The public will also benefit from the responsibility-focused stewardship practices of the Onondaga Nation. Numerous scientific studies have established that Indigenous land management practices protect biodiversity and healthy forests, preserve clean soils and waters, and better prepare communities for climate resiliency and adaptation. Across the planet, there is a significant overlap between “biodiversity hot spots” and Indigenous-held lands with Indigenous peoples caring for 80% of the world’s biodiversity on less than half the land area. Indigenous-managed forests have higher levels of understory plants, more natives and fewer invasive species, and more mature forest characteristics than comparable forests managed by non-Native public agencies. Considering this successful global record of conservation, restoring Onondaga-led decisions supports the DEC’s conservation mission.
The Nation appreciates the cooperation of its treaty partner, the United States, and of New York State, as these two Trustees for Natural Resource Damages have listened to Onondaga, understood the damages suffered by the Nation and its citizens from the industrial pollution of their sacred lake–Onondaga Lake, and work to respect the Nation’s deep ties to these lands and the traditional ecological knowledge which will lead future restoration of these acres. The Nation applauds the Trustees’ decision to join the growing movement to restore Indigenous people to their ancestral lands and to partner with Indigenous people to restore traditional land stewardship methods.
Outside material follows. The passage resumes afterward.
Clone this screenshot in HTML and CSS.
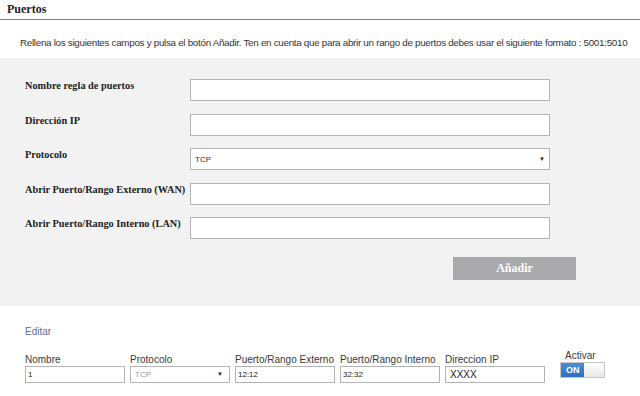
FILE: index.html
```html
<!DOCTYPE html>
<html lang="es">
<head>
    <meta charset="UTF-8">
    <title>Puertos</title>
    <link rel="stylesheet" href="styles.css">
</head>
<body>
    <h2 class="title">Puertos</h2>
    <p class="intro">Rellena los siguientes campos y pulsa el botón Añadir. Ten en cuenta que para abrir un rango de puertos debes usar el siguiente formato : 5001:5010</p>

    <div class="panel">
        <div class="row">
            <label for="nombre">Nombre regla de puertos</label>
            <input type="text" id="nombre">
        </div>
        <div class="row">
            <label for="ip">Dirección IP</label>
            <input type="text" id="ip">
        </div>
        <div class="row">
            <label for="proto">Protocolo</label>
            <div class="select">TCP<span class="arrow">▼</span></div>
        </div>
        <div class="row">
            <label for="wan">Abrir Puerto/Rango Externo (WAN)</label>
            <input type="text" id="wan">
        </div>
        <div class="row">
            <label for="lan">Abrir Puerto/Rango Interno (LAN)</label>
            <input type="text" id="lan">
        </div>
        <div class="actions">
            <button class="add-btn">Añadir</button>
        </div>
    </div>

    <div class="rules">
        <a class="edit" href="#">Editar</a>
        <div class="rule">
            <div class="cell">
                <span>Nombre</span>
                <div class="box">1</div>
            </div>
            <div class="cell">
                <span>Protocolo</span>
                <div class="box muted">TCP<span class="arrow">▼</span></div>
            </div>
            <div class="cell">
                <span>Puerto/Rango Externo</span>
                <div class="box">12:12</div>
            </div>
            <div class="cell">
                <span>Puerto/Rango Interno</span>
                <div class="box">32:32</div>
            </div>
            <div class="cell">
                <span>Direccion IP</span>
                <div class="box ip">XXXX</div>
            </div>
            <div class="cell toggle-cell">
                <span>Activar</span>
                <div class="toggle"><span class="on">ON</span><span class="off"></span></div>
            </div>
        </div>
    </div>
</body>
</html>
```

FILE: styles.css
```css
body {
    margin: 0;
    background-color: #fff;
    font-family: "Liberation Sans", Arial, sans-serif;
    color: #333;
}
.title {
    margin: 0;
    padding: 2px 7px 0;
    height: 17px;
    font-family: "Liberation Serif", serif;
    font-size: 12px;
    font-weight: bold;
    color: #222;
    border-bottom: 1px solid #808080;
}
.intro {
    margin: 0;
    padding: 17px 0 0 20px;
    height: 21px;
    font-size: 9.8px;
    letter-spacing: -0.28px;
    color: #333;
    white-space: nowrap;
}
.panel {
    background-color: #f2f2f2;
    padding: 21px 0 0 0;
    height: 227px;
}
.row {
    display: flex;
    align-items: flex-start;
    height: 34.5px;
}
.row label {
    flex: 0 0 165px;
    padding: 0 0 0 25px;
    margin-top: 1px;
    font-family: "Liberation Serif", serif;
    font-size: 10.3px;
    font-weight: bold;
    color: #222;
    white-space: nowrap;
}
.row input, .select {
    box-sizing: border-box;
    width: 360px;
    height: 22px;
    margin: 0;
    border: 1px solid #b4b4b4;
    background-color: #fff;
}
.select {
    display: flex;
    align-items: center;
    justify-content: space-between;
    padding: 0 4px;
    font-size: 8px;
    color: #333;
}
.arrow {
    font-size: 6px;
    color: #222;
}
.actions {
    display: flex;
    justify-content: flex-end;
    padding: 5px 64px 0 0;
}
.add-btn {
    width: 123px;
    height: 23px;
    border: none;
    background-color: #a7a9ac;
    color: #fff;
    font-family: "Liberation Serif", serif;
    font-size: 12px;
    font-weight: bold;
}
.rules {
    padding: 20px 0 0 25px;
}
.edit {
    display: block;
    font-size: 10px;
    color: #5b6ea6;
    text-decoration: none;
    height: 20px;
}
.rule {
    display: flex;
    gap: 5px;
    margin-top: 8px;
}
.cell {
    display: flex;
    flex-direction: column;
    width: 100px;
    font-size: 10px;
    color: #3a3a3a;
}
.cell span {
    line-height: 11px;
    margin-bottom: 1px;
}
.box {
    box-sizing: border-box;
    height: 17px;
    border: 1px solid #b4b4b4;
    background-color: #fff;
    padding: 0 2px;
    font-size: 8px;
    line-height: 15px;
    color: #222;
    display: flex;
    justify-content: space-between;
    align-items: center;
}
.box.muted {
    color: #999;
    padding: 0 6px 0 4px;
}
.box.ip {
    font-size: 10px;
    padding-left: 4px;
    justify-content: flex-start;
}
.toggle-cell {
    margin-left: 10px;
    margin-top: -4px;
    width: 50px;
}
.toggle-cell span {
    padding-left: 5px;
}
.toggle {
    display: flex;
    width: 45px;
    height: 16px;
    border: 1px solid #c6c6c6;
    box-sizing: border-box;
}
.toggle .on {
    width: 23px;
    padding: 0 0 0 5px;
    background: linear-gradient(#4a8fd6, #2f6fbf);
    color: #fff;
    font-size: 9px;
    font-weight: bold;
    line-height: 14px;
    margin: 0;
    box-sizing: border-box;
}
.toggle .off {
    flex: 1;
    padding: 0;
    margin: 0;
    background: linear-gradient(#fff, #e6e6e6);
}
```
The Nation’s oral history shows that they have been present on this land for thousands of years, They were witness to and stewards of an historical abundance of resources, including eels, whitefish, bears, native plants, and old-growth forest, and to the destruction and contamination of those resources by generations of industrial abuse, dumping of wastes, filling of wetlands, and shoreline development. The Nation has a vision for their ancestral lands, rooted in the quality and purity of water and the respectful tending of land, wildlife, and other non-human relatives. The return of the Tully property to Nation stewardship is a good initial action in this long journey.
The Nation looks forward to further cooperative efforts to protect more land and waters by restoring Nation stewardship. Let us continue to work together to heal some of the harms of the past–the illegal takings of Onondaga homelands and the century of industrial pollution to the land and water. Water is life.